§ **Instructions for the task**: Filter the lines below, copying only those with the string "this".
--- Materials provided ---
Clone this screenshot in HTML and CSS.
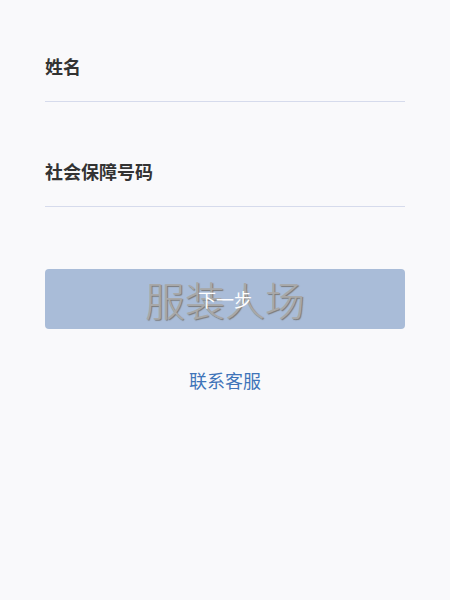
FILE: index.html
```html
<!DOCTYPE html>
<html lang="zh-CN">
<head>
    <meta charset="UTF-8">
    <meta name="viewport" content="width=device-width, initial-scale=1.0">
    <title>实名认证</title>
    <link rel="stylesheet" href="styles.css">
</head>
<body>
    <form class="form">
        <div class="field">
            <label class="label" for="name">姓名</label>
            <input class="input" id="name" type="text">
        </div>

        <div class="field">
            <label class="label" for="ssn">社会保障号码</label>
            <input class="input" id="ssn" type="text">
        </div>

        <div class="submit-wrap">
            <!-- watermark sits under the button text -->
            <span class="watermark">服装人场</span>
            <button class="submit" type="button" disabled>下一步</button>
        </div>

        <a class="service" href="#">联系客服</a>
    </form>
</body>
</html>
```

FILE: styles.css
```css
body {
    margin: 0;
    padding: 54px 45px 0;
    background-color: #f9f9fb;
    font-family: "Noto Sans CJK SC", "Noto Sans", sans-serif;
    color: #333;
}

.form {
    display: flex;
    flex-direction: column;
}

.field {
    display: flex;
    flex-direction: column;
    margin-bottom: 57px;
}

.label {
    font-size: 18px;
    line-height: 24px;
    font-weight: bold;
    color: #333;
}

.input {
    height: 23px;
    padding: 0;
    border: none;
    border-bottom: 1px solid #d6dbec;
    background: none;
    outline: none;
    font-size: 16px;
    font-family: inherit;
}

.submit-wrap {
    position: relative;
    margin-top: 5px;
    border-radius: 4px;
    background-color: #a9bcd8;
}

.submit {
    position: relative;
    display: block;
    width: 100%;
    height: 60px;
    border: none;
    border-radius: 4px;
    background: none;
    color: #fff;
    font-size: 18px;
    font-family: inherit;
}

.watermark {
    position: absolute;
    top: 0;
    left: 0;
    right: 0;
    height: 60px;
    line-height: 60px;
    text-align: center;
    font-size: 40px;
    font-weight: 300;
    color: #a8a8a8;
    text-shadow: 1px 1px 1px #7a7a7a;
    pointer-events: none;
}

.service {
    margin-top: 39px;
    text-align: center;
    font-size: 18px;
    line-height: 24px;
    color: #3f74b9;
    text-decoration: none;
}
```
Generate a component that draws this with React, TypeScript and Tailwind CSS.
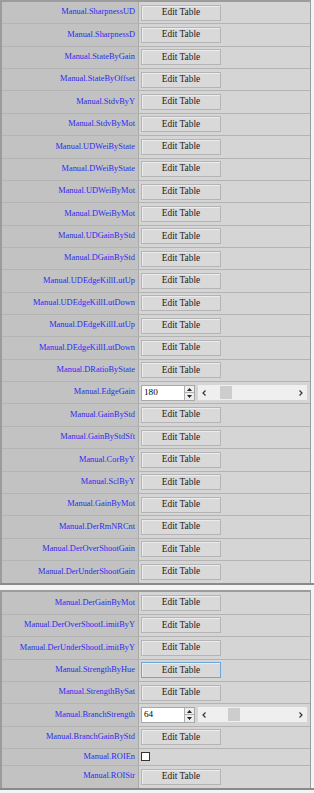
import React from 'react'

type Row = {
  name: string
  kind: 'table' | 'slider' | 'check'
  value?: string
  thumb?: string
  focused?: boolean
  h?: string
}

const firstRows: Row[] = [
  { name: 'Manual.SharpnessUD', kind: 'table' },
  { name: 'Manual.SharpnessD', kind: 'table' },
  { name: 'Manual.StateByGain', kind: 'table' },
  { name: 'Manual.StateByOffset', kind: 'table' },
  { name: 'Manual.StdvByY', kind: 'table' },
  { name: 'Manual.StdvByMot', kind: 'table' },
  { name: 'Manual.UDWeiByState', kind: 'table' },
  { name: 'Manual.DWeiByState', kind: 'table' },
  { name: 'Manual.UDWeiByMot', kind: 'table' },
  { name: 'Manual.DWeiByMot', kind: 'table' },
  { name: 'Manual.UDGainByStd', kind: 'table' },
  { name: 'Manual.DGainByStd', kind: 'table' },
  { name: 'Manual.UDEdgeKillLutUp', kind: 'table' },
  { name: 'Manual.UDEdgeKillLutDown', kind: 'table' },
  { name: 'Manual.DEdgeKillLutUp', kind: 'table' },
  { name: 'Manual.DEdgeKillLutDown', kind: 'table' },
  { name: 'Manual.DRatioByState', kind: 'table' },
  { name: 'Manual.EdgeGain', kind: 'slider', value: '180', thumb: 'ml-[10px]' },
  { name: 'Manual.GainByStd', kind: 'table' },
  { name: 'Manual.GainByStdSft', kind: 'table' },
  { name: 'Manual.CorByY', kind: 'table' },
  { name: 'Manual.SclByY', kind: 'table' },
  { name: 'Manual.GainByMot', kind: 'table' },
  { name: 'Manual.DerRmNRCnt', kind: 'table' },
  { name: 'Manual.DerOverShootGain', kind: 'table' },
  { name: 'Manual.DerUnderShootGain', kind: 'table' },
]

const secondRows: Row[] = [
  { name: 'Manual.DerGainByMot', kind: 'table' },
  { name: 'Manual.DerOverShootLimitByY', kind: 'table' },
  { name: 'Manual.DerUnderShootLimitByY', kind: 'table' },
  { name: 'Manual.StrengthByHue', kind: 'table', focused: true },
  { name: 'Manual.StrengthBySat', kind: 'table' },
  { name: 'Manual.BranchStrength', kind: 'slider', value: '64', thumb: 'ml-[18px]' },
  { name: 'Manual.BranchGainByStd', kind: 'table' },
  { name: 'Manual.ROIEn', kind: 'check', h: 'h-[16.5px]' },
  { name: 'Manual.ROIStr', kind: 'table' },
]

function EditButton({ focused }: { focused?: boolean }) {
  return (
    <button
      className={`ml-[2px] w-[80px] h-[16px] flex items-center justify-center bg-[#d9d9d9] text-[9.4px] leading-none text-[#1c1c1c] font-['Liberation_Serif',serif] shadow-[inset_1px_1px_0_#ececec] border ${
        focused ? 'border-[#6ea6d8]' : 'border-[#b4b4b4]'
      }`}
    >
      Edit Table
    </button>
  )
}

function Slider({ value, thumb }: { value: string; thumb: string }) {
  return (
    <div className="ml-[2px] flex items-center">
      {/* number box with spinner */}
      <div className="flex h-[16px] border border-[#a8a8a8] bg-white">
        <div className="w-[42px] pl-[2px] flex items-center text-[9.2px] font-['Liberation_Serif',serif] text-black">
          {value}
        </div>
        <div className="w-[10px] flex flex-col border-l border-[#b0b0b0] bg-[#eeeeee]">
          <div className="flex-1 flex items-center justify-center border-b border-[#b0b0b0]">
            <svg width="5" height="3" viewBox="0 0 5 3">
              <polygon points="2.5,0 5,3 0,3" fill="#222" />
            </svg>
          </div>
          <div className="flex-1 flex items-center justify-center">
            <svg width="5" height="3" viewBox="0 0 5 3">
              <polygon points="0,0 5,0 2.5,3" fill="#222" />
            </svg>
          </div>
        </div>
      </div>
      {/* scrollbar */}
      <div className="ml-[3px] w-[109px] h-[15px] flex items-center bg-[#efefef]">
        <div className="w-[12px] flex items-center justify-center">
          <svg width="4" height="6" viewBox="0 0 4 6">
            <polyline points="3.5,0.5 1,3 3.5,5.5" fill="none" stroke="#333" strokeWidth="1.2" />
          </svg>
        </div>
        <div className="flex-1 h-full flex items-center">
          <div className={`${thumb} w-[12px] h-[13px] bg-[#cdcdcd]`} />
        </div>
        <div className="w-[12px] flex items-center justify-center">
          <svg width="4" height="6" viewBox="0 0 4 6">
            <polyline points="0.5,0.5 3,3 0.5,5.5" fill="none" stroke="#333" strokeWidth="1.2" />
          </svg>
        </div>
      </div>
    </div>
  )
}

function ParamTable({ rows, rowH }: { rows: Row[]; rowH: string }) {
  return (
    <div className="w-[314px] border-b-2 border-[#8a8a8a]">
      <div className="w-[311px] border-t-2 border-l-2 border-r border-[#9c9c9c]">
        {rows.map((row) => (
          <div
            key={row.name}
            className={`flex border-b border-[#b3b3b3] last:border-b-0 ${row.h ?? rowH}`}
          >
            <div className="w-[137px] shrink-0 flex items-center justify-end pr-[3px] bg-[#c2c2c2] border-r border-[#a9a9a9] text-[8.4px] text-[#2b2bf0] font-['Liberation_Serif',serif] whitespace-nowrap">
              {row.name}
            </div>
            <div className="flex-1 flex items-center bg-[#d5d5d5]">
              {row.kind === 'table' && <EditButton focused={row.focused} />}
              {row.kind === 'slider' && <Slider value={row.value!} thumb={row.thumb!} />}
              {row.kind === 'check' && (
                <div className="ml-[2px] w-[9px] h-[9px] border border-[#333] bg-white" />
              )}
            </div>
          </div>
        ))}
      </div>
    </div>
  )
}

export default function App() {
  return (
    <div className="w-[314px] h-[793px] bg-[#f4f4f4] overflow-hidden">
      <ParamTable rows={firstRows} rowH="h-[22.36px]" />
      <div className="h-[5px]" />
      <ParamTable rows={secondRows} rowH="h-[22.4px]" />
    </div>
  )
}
---
§ **Written response**:
Clone this screenshot in HTML and CSS.
Generate a component that draws this with React, TypeScript and Tailwind CSS.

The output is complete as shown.